Given an integer N, the task is to check if the given number N is even or odd. If it is found to be even, then print “Even”. Otherwise, print “Odd”.

Examples:

Input: N = 2
Output: Even
Input: N = 5
Output: Odd

Recommended: Please try your approach on {IDE} first, before moving on to the solution.

Method 1: The simplest approach is to check if the remainder obtained after dividing the given number N by 2 is 0 or 1. If the remainder is 0, then print “Even”. Otherwise, print “Odd”.

Below is the implementation of the above approach:

C

// C program for the above approach
#include <stdio.h>
  
// Function to check if a
// number is even or odd
void checkEvenOdd(int N)
{
    // Find remainder
    int r = N % 2;
  
    // Condition for even
    if (r == 0) {
        printf("Even");
    }
  
    // Otherwise
    else {
        printf("Odd");
    }
}
  
// Driver Code
int main()
{
    // Given number N
    int N = 101;
  
    // Function Call
    checkEvenOdd(N);
  
    return 0;
}

Output:

Odd

Time Complexity: O(1)
Auxiliary Space: O(1)

Method 2: Another approach is to use Bitwise Operators. The idea is to check whether the last bit of the given number N is 1 or not. To check whether the last bit is 1 find the value of (N & 1).

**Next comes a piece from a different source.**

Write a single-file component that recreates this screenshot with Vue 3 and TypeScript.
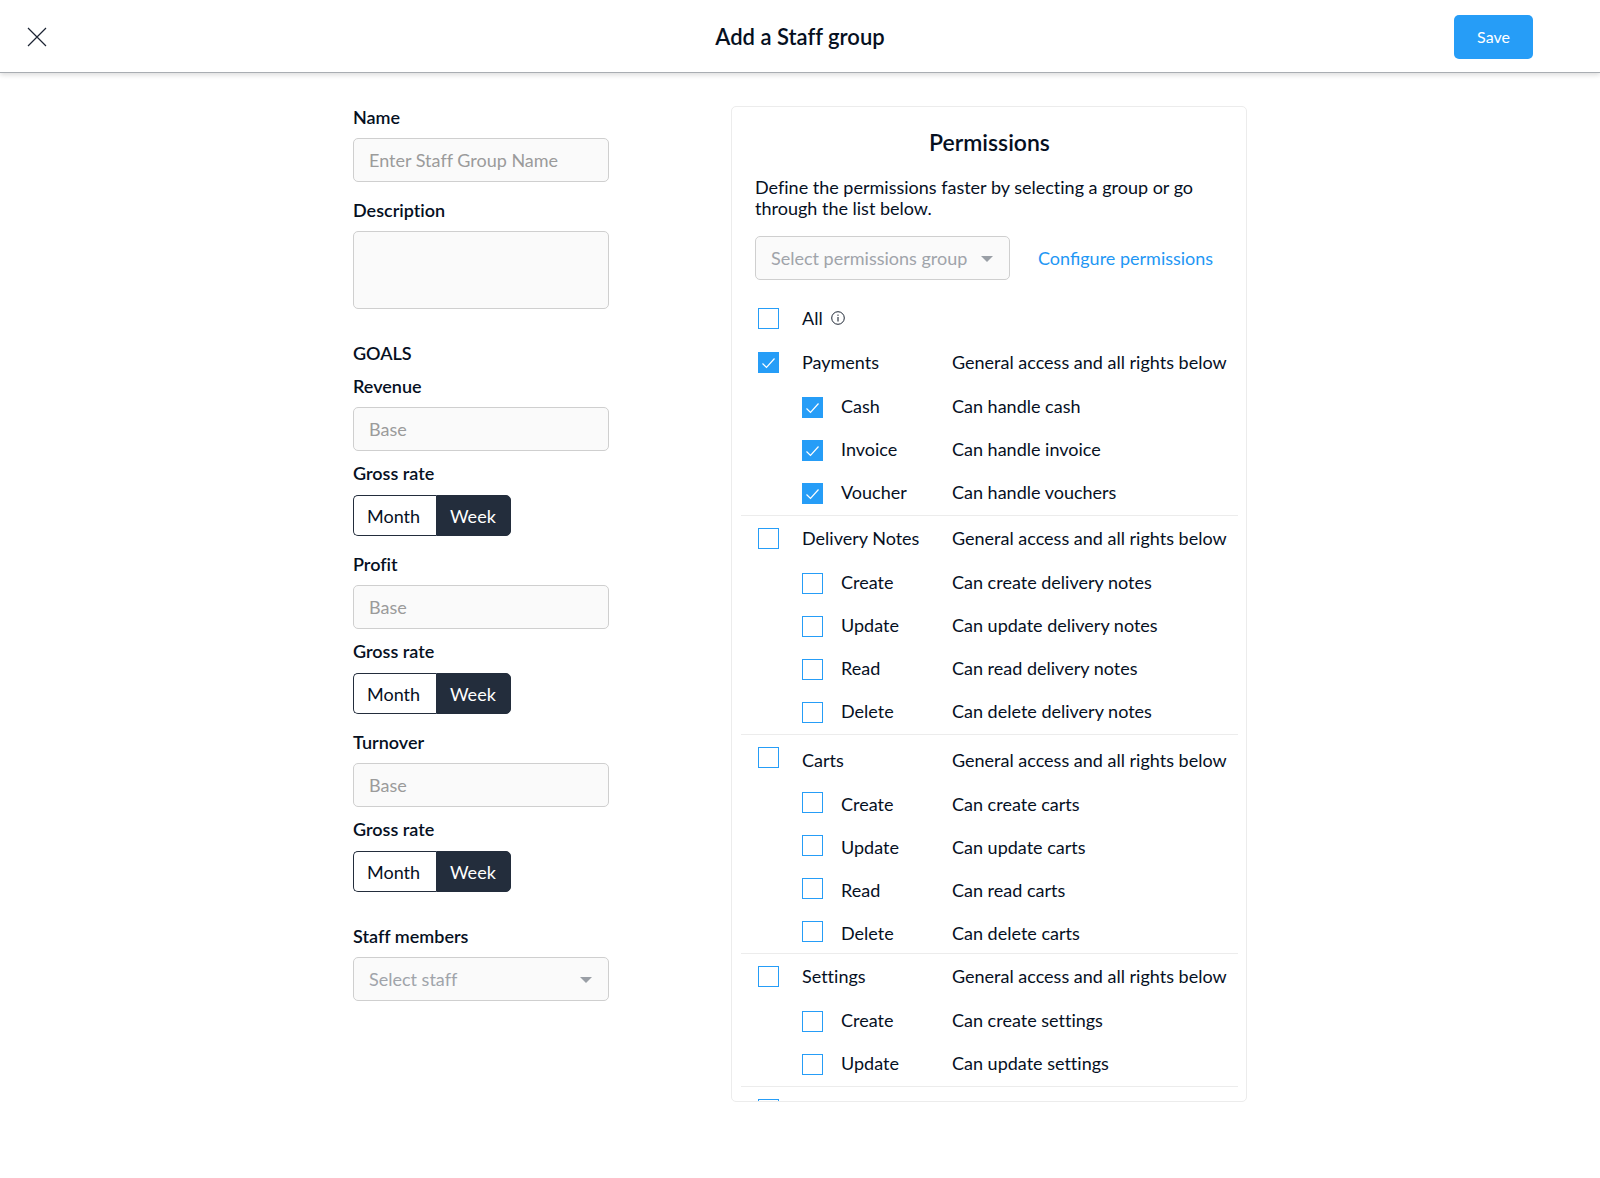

If the result is 1, then print “Odd”. Otherwise, print “Even”.

Below is the illustration for N = 5:

N = 5.
Binary representation of 5 is 00000101
Binary representation of 1 is 00000001
——————————————————————-
The value of Bitwise AND is 00000001
Since the result is 1. Therefore, the number N = 5 is odd.

Below is the implementation of the above approach:

C

// C program for the above approach
  
#include <stdio.h>
  
// Function to check if a
// number is even or odd
void checkEvenOdd(int N)
{
    // If N & 1 is true
    if (N & 1) {
        printf("Odd");
    }
  
    // Otherwise
    else {
        printf("Even");
    }
}
  
// Driver Code
int main()
{
    // Given number N
    int N = 101;
  
    // Function Call
    checkEvenOdd(N);
  
    return 0;
}

Output:

Odd

Time Complexity: O(1)
Auxiliary Space: O(1)

Method 3: The idea is to initialize an integer variable var as 1 and change it from 1 to 0 and vice-versa alternately, N times. If var is equal to 1 after N operations, print “Even”. Otherwise, print “Odd”.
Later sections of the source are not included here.